If luadoc supports templates, it should be pretty easy.

The inspiration for me, here, are the documentation tools in Ruby.
Particularly, [Yard][1].

See the following page for example, created with Yard for one of my projects:

http://rubydoc.info/github/yannickwurm/sequenceserver/frames

Looks elegant and is even searchable. Though I never dug into Yard to
see how the searching is implemented. Not sure if luadoc can do it,
and if it is worth implementing it. These are the sort of ideas I
meant for step 3 (other goodies) later.

>> I definitely can't work on this before 21st of Jan. Probably not till
>> Jan end actually. But, if anyone finds this particularly interesting,
>> and have time, please, by all means, go ahead with it. I will join
>> hands as soon as I can find time.

I have put up a clone of awesome on Github:
http://github.com/yeban/awesome. So you can easily track when I am on
it.

> I might have time from march 1st for two weeks (then I'll be offline for a
> while)...

Hmm.

> I certainly wouldn't miss luadoc syntax. I wouldn't miss luadoc either. I
> once managed to break luadoc and then had to figure out from the lua error
> which documentation bit was wrong. Urgh.

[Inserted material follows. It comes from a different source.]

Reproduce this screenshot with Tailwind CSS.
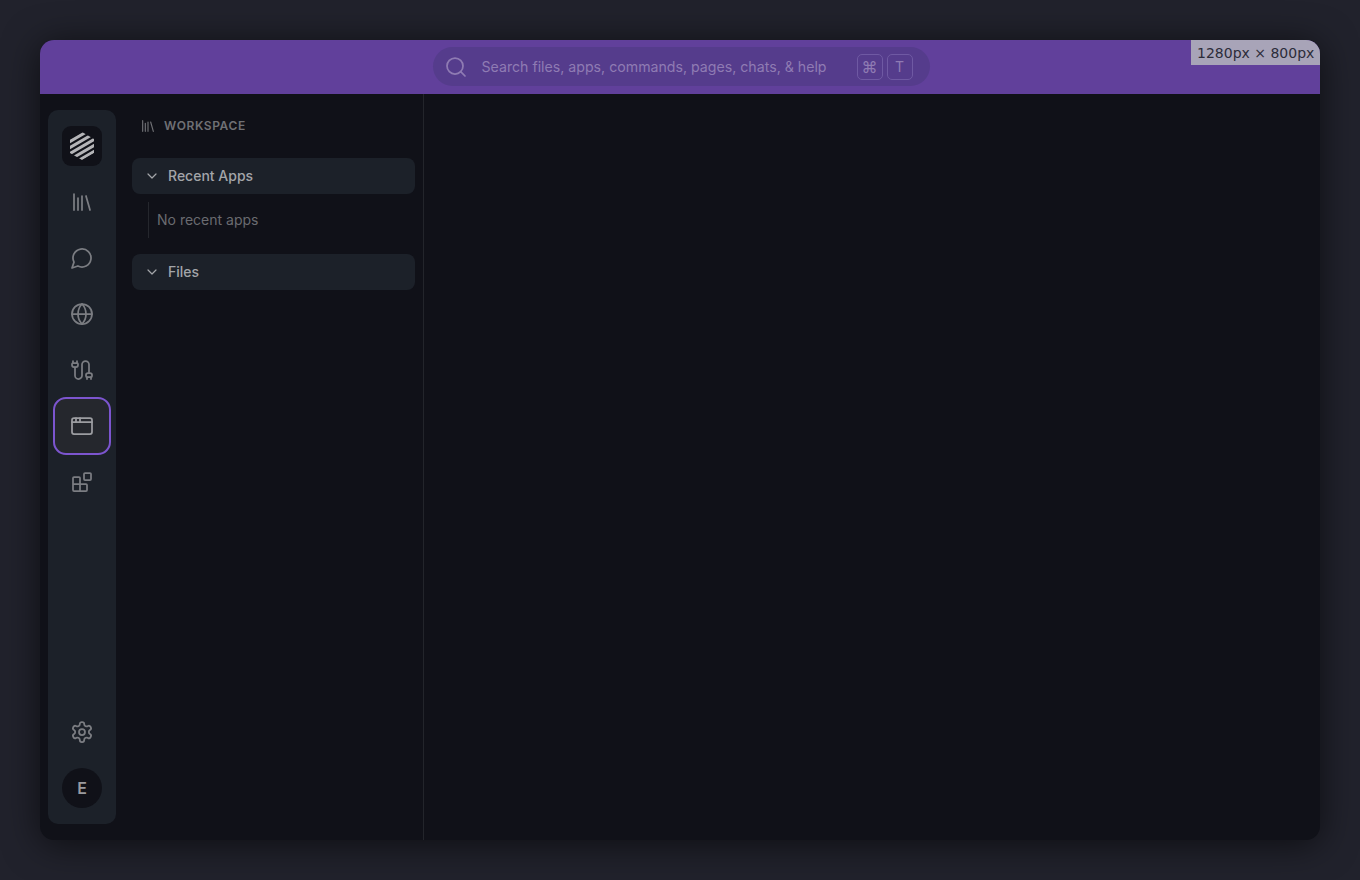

Luadoc doesn't go away; we leverage it.

> Besides that, I have to admit that I don't test the luadoc documentation (=
> I don't have luadoc installed and thus wouldn't notice if it errors out).

Wow! :P

> However, I have some questions:
> How do you intend to use markdown from lua? Is there a lua-markdown library
> which is even less common than luadoc?

There is lua-discount which is a Lua wrapper over the Discount
markdown library in C. I had mentioned it in the previos

> Also, why markdown? It is nice for e.g. writing webpages, but for
> documentation it misses stuff like @param. So if everyone comes up with his
> own syntaxes for function arguments, return values, etc then this might come
> out messy.

Luadoc semantics still apply. From what I understand, luadoc parses
the comments in a given source file and converts it into an internal
structure (sort of like an object model) first. Next, you process this
internal structure to produce final HTML output. This is where
Markdown steps in. You can customize both the steps by defining custom
tags and output generator respectively. See
http://keplerproject.github.com/luadoc/architecture.html.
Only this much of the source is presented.